Our own grandchildren are very privileged in lots of ways but I wonder how embarrassed the less privileged children feel if their they know that their parents either will not or cannot conform.

EthelJ Wed 10-Jul-19 09:30:30

I agree kitty what does it matter what they wear? People are much too worried about appearances. This type of invitation really stresses my DH what does smart casual actually mean anyway? He has casual clothes ie jeans and smart clothes ie suits or smart trousers and jackets he doesn't have anything in between so never knows what to wear!
What matters is that the children's loved ones will be there to celebrate with them. Congratulations and i hope you all enjoy it.

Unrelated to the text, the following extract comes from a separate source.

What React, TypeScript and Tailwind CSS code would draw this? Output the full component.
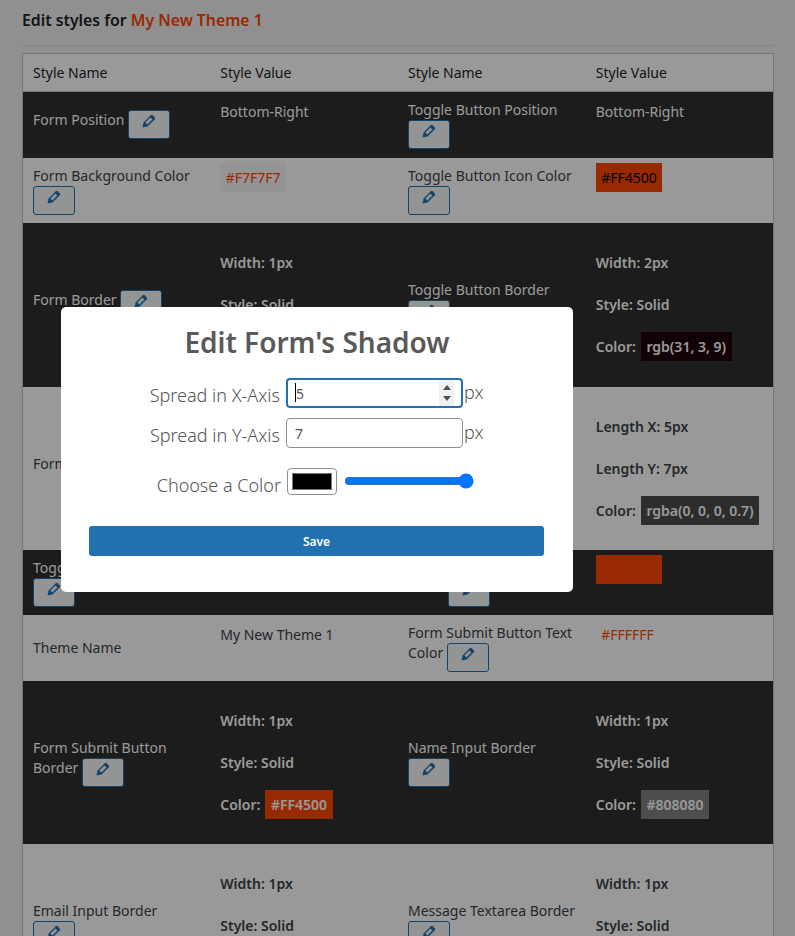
import { ReactNode } from "react";

type Part = { label: string; swatch?: string; swatchText?: string };
type Value = { text?: string; swatch?: string; swatchText?: string; parts?: Part[] };
type Cell = { name: string; edit?: boolean; indent?: boolean; value: Value };

const border = (w: string, s: string, c: string, st: string): Value => ({
  parts: [{ label: `Width: ${w}` }, { label: `Style: ${s}` }, { label: "Color:", swatch: c, swatchText: st }],
});

const shadow: Value = {
  parts: [{ label: "Length X: 5px" }, { label: "Length Y: 7px" }, { label: "Color:", swatch: "rgba(0, 0, 0, 0.7)", swatchText: "#ffffff" }],
};

const Rows: Cell[][] = [
  [
    { name: "Form Position", edit: true, value: { text: "Bottom-Right" } },
    { name: "Toggle Button Position", edit: true, value: { text: "Bottom-Right" } },
  ],
  [
    { name: "Form Background Color", edit: true, value: { swatch: "#F7F7F7", swatchText: "#FF4500" } },
    { name: "Toggle Button Icon Color", edit: true, value: { swatch: "#FF4500", swatchText: "#000000" } },
  ],
  [
    { name: "Form Border", edit: true, value: border("1px", "Solid", "#FF4500", "#ffffff") },
    { name: "Toggle Button Border", edit: true, value: border("2px", "Solid", "rgb(31, 3, 9)", "#ffffff") },
  ],
  [
    { name: "Form Shadow", edit: true, value: shadow },
    { name: "Toggle Button Shadow", edit: true, value: shadow },
  ],
  [
    { name: "Toggle Button Text Color", edit: true, value: { swatch: "#FF4500", swatchText: "#FF4500" } },
    { name: "Toggle Button Shadow", edit: true, indent: true, value: { swatch: "#FF4500", swatchText: "#FF4500" } },
  ],
  [
    { name: "Theme Name", value: { text: "My New Theme 1" } },
    { name: "Form Submit Button Text Color", edit: true, value: { swatch: "#FFFFFF", swatchText: "#FF4500" } },
  ],
  [
    { name: "Form Submit Button Border", edit: true, value: border("1px", "Solid", "#FF4500", "#ffffff") },
    { name: "Name Input Border", edit: true, value: border("1px", "Solid", "#808080", "#ffffff") },
  ],
  [
    { name: "Email Input Border", edit: true, value: border("1px", "Solid", "#808080", "#ffffff") },
    { name: "Message Textarea Border", edit: true, value: border("1px", "Solid", "#808080", "#ffffff") },
  ],
];

const rowHeights = ["h-[66px]", "h-[65px]", "h-[164px]", "h-[163px]", "h-[65px]", "h-[66px]", "h-[163px]", "h-[163px]"];

const EditButton = ({ indent }: { indent?: boolean }) => (
  <button
    type="button"
    className={`inline-flex h-[29px] w-[42px] justify-center rounded-[3px] border border-[#2271b1] bg-[#f6f7f7] pt-[3px] align-[-3px] ${indent ? "ml-[40px]" : ""}`}
  >
    <svg viewBox="0 0 14 14" className="h-[14px] w-[14px]">
      <path d="M.5 13.5 1.6 8.4 8.8 1.2a1.3 1.3 0 0 1 1.8 0l2.2 2.2a1.3 1.3 0 0 1 0 1.8L5.6 12.4Z" fill="#2271b1" />
      <path d="M3.4 8.6 8.4 3.6 10.4 5.6 5.4 10.6Z" fill="#f6f7f7" />
    </svg>
  </button>
);

const Swatch = ({ bg, color, children }: { bg: string; color: string; children: ReactNode }) => (
  // colours come from the theme data
  <span className="px-[5.5px] py-[5px]" style={{ backgroundColor: bg, color }}>
    {children}
  </span>
);

const ValueCell = ({ value }: { value: Value }) => {
  if (value.parts) {
    return (
      <td className="px-2.5 pt-[30px] pb-[29px] align-top font-semibold">
        <div className="flex flex-col gap-[22px]">
          {value.parts.map((part) => (
            <p key={part.label}>
              {part.label}
              {part.swatch && (
                <span className="ml-[5px]">
                  <Swatch bg={part.swatch} color={part.swatchText ?? "#fff"}>
                    {part.swatch}
                  </Swatch>
                </span>
              )}
            </p>
          ))}
        </div>
      </td>
    );
  }
  return (
    <td className="px-2.5 pt-2.5 align-top">
      {value.swatch ? (
        <Swatch bg={value.swatch} color={value.swatchText ?? "#000"}>
          {value.swatch}
        </Swatch>
      ) : (
        value.text
      )}
    </td>
  );
};

const ShadowModal = () => (
  <div className="absolute top-[307px] left-[61px] h-[285px] w-[512px] rounded-[5px] bg-white text-[#545454]">
    <h2 className="pt-[14px] text-center text-[28px] leading-[42px] font-semibold text-[#595959]">
      Edit Form's Shadow
    </h2>
    <div className="mt-[15px] flex items-center text-[18px]">
      <label className="w-[219px] pt-[3px] text-right font-light">Spread in X-Axis</label>
      {/* focused field, spinner + caret drawn over it */}
      <div className="relative ml-[6px]">
        <input
          type="number"
          defaultValue={5}
          className="h-[30px] w-[177px] [appearance:textfield] rounded-[4px] border-2 border-[#2271b1] pr-4 pl-2 text-sm outline-none [&::-webkit-inner-spin-button]:appearance-none"
        />
        <span className="absolute top-[5px] left-[9px] h-[19px] w-px bg-black" />
        <div className="absolute top-[2px] right-[9px] flex h-[26px] w-[15px] flex-col items-center justify-center gap-[6px] bg-[#f1f1f1]">
          <span className="h-0 w-0 border-x-[4px] border-b-[5px] border-x-transparent border-b-[#505050]" />
          <span className="h-0 w-0 border-x-[4px] border-t-[5px] border-x-transparent border-t-[#505050]" />
        </div>
      </div>
      <span className="ml-px pb-[2px] font-light">px</span>
    </div>
    <div className="mt-[10px] flex items-center text-[18px]">
      <label className="w-[219px] pt-[3px] text-right font-light">Spread in Y-Axis</label>
      <input
        type="number"
        defaultValue={7}
        className="ml-[6px] h-[30px] w-[177px] rounded-[4px] border border-[#8c8f94] pr-4 pl-2 text-sm outline-none"
      />
      <span className="ml-px pb-[2px] font-light">px</span>
    </div>
    <div className="mt-5 flex items-center text-[18px]">
      <label className="w-[220px] pt-[7px] text-right font-light">Choose a Color</label>
      <input
        type="color"
        defaultValue="#000000"
        className="ml-[6px] h-[27px] w-[50px] rounded-[4px] border border-[#8c8f94] bg-white p-0 [&::-webkit-color-swatch]:rounded-none [&::-webkit-color-swatch]:border [&::-webkit-color-swatch]:border-[#777] [&::-webkit-color-swatch-wrapper]:p-1"
      />
      <input type="range" min={0} max={1} step={0.1} defaultValue={1} className="ml-[7px] h-4 w-[130px] -translate-y-px" />
    </div>
    <button
      type="button"
      className="mt-[31px] ml-[28px] block h-[30px] w-[455px] rounded-[3px] bg-[#2271b1] pt-px text-xs font-semibold text-white"
    >
      Save
    </button>
  </div>
);

const NameAndValue = ({ cell }: { cell: Cell }) => (
  <>
    <td className="px-2.5 py-2 align-middle">
      {cell.name} {cell.edit && <EditButton indent={cell.indent} />}
    </td>
    <ValueCell value={cell.value} />
  </>
);

export default function App() {
  return (
    <div className="relative h-[936px] overflow-hidden bg-[#f0f0f1] font-['Noto_Sans',sans-serif] text-sm leading-5 text-[#3c434a]">
      <div className="pt-[10px] pr-[21px] pl-[22px]">
        <h1 className="text-[15.8px] leading-5 font-semibold text-[#1d2327]">
          Edit styles for <span className="text-[#FF4500]">My New Theme 1</span>
        </h1>
        <hr className="mt-[15px] border-[#dcdcde]" />
        <table className="mt-[7px] w-full table-fixed border border-[#c3c4c7] bg-white">
          <thead>
            <tr className="h-[38px] border-b border-[#c3c4c7] text-left text-[#1d2327]">
              <th className="px-2.5 font-normal">Style Name</th>
              <th className="px-2.5 font-normal">Style Value</th>
              <th className="px-2.5 font-normal">Style Name</th>
              <th className="px-2.5 font-normal">Style Value</th>
            </tr>
          </thead>
          <tbody>
            {Rows.map((row, i) => (
              <tr key={row[0].name} className={`${rowHeights[i]} ${i % 2 === 0 ? "bg-[#2f2f2f] text-white" : "bg-white"}`}>
                {row.map((cell, j) => (
                  <NameAndValue key={j} cell={cell} />
                ))}
              </tr>
            ))}
          </tbody>
        </table>
      </div>
      {/* dim layer + modal */}
      <div className="absolute inset-0 bg-black/40" />
      <ShadowModal />
    </div>
  );
}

Hetty58 Wed 10-Jul-19 09:30:41

Schools have to be very image conscious now. They have endless problems recruiting appropriate staff too. Therefore, they tend to regularly set a bad example by using a blatantly disrespectful, dictatorial tone with students and parents alike. Of course people know how to dress - or don't care. Instructions make no difference.

I once had the pleasure of being on a panel interviewing a 'young lady' for a university job. She wore a vest top (no bra), tiny shorts and flip-flops. She had an impressive selection of piercings and tattoos. (Dare I add 'She was a big girl' too?) Although very well qualified we rejected her application on the assumption that she didn't really want the job!